Data shown:
▬▬▬▬▬▬▬▬▬▬
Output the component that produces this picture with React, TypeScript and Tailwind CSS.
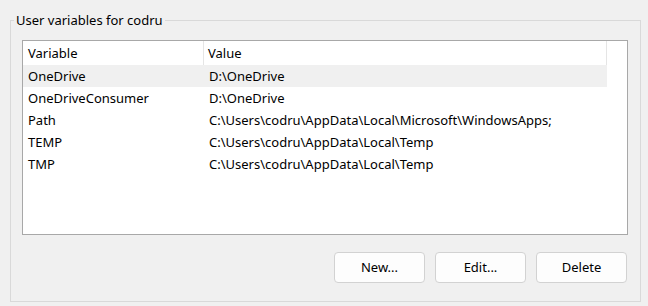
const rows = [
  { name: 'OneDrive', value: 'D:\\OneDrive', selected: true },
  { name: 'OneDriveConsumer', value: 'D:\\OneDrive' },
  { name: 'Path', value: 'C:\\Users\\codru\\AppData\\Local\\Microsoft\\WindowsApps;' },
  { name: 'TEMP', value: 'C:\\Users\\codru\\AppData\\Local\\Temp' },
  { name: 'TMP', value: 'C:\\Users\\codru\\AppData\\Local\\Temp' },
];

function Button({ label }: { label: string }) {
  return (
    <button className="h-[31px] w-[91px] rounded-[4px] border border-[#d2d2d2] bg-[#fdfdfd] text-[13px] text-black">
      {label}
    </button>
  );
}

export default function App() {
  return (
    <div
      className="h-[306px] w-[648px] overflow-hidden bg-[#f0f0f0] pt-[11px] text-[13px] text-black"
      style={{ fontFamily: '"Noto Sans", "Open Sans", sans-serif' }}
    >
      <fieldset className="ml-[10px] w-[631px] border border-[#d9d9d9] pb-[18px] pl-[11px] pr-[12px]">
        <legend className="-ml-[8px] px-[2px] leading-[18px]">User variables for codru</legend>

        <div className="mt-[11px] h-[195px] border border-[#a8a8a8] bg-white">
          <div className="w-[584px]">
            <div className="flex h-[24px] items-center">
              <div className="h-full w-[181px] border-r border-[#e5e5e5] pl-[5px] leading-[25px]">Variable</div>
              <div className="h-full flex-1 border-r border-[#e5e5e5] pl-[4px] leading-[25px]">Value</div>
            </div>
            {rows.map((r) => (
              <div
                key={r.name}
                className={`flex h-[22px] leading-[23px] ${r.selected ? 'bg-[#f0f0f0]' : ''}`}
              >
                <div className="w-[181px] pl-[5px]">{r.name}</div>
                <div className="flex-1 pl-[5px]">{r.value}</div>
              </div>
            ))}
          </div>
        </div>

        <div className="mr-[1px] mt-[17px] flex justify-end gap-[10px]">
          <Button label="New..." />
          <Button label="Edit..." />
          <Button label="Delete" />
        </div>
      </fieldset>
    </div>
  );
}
▬▬▬▬▬▬▬▬▬▬
Given instruction: From the top of the listing above, repeat each line exactly until you reach the line containing "variables for codru</legend>", and repeat that one too. Leave the pictures out.

Right answer:
Output the component that produces this picture with React, TypeScript and Tailwind CSS.
const rows = [
  { name: 'OneDrive', value: 'D:\\OneDrive', selected: true },
  { name: 'OneDriveConsumer', value: 'D:\\OneDrive' },
  { name: 'Path', value: 'C:\\Users\\codru\\AppData\\Local\\Microsoft\\WindowsApps;' },
  { name: 'TEMP', value: 'C:\\Users\\codru\\AppData\\Local\\Temp' },
  { name: 'TMP', value: 'C:\\Users\\codru\\AppData\\Local\\Temp' },
];

function Button({ label }: { label: string }) {
  return (
    <button className="h-[31px] w-[91px] rounded-[4px] border border-[#d2d2d2] bg-[#fdfdfd] text-[13px] text-black">
      {label}
    </button>
  );
}

export default function App() {
  return (
    <div
      className="h-[306px] w-[648px] overflow-hidden bg-[#f0f0f0] pt-[11px] text-[13px] text-black"
      style={{ fontFamily: '"Noto Sans", "Open Sans", sans-serif' }}
    >
      <fieldset className="ml-[10px] w-[631px] border border-[#d9d9d9] pb-[18px] pl-[11px] pr-[12px]">
        <legend className="-ml-[8px] px-[2px] leading-[18px]">User variables for codru</legend>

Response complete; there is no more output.